Casey: You're a child, your a liability to the team and you're not doing anything until you've been properly trained. Understood.
Morgan: Wait a minute, does that mean?
Casey: I don't believe I'm going to say this.
Morgan: I'm going to Langley.
Casey: Your not going anywhere. Jackass. I can teach you all you need to know right here in the store. C'mon.

Morgan: Let's cut the man some slack, he's got the world's fate resting in his hands.
Casey: Oh, I'd say he's got something else resting in his hands.
Morgan: What do you mean?
Casey: Chuck's off the grid with Walker. Do the math Grimes.
[Morgan stares blankly]
Casey: He's going to need a walker when Walker's through with him.
[Morgan still doesn't understand]
Casey: They're having intercourse you idiot.

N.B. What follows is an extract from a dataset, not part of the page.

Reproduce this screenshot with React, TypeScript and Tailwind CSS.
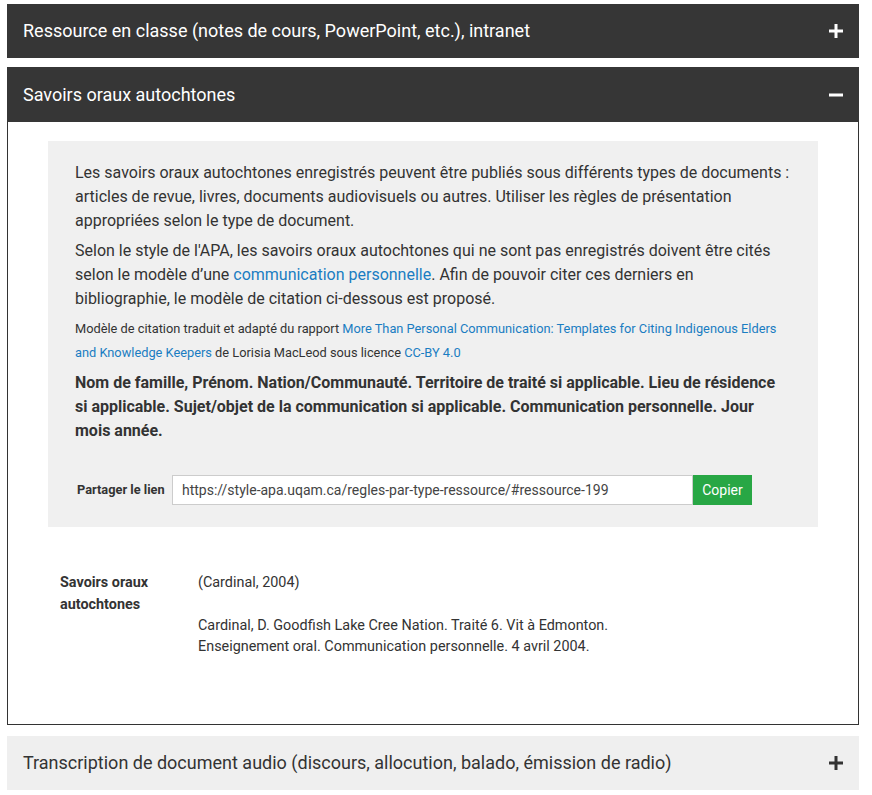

Morgan: Please tell me that Chuck is joking about them sending me to boot camp. They're going to make me shave my beard.
Casey: Relax. You passed.
Morgan: Huh? I failed every test.
Casey: Yes flying colors. You have got to be the hands down, bar none the worst candidate I've ever trained. But you got one thing going for you. You got balls.
Morgan: I do?
Casey: How many marines do you know go up against a Bengal tiger unarmed? You have to be a complete idiot.
Morgan: Well that's the thing. That's uh, that's me in a nutshell..

Morgan: So if Sarah is your handler, does that make her your beard? In other words, like.. Is your whole relationship a fake? Because, buddy, that's just awful.
Chuck: Why, because we never had sex?
Morgan: No, I just felt like, having to be... You never had sex with that girl? That's not... No, no, it's awful you had to pretend to be in a relationship with somebody you clearly love.
Chuck: Sarah and I are over, you know.
Morgan: No you're not. You're a good liar, Chuck, but you're not that good, all right? You lied to me for three years but I always knew. You loved that girl. I mean, I saw the way you looked at her. We all did. It's okay, you don't have to deny it. You tell me you don't love Sarah.
Chuck: You know what, you're right buddy! I do love Sarah. I kept telling myself that I didn't. That I wouldn't, I couldn't but I do.... Morgan , you have no idea how badly I needed to get this off my chest. Thank You.

Morgan: We know exactly what you look like, Shaw. Six foot two, 220 raven-black hair. Very attractive.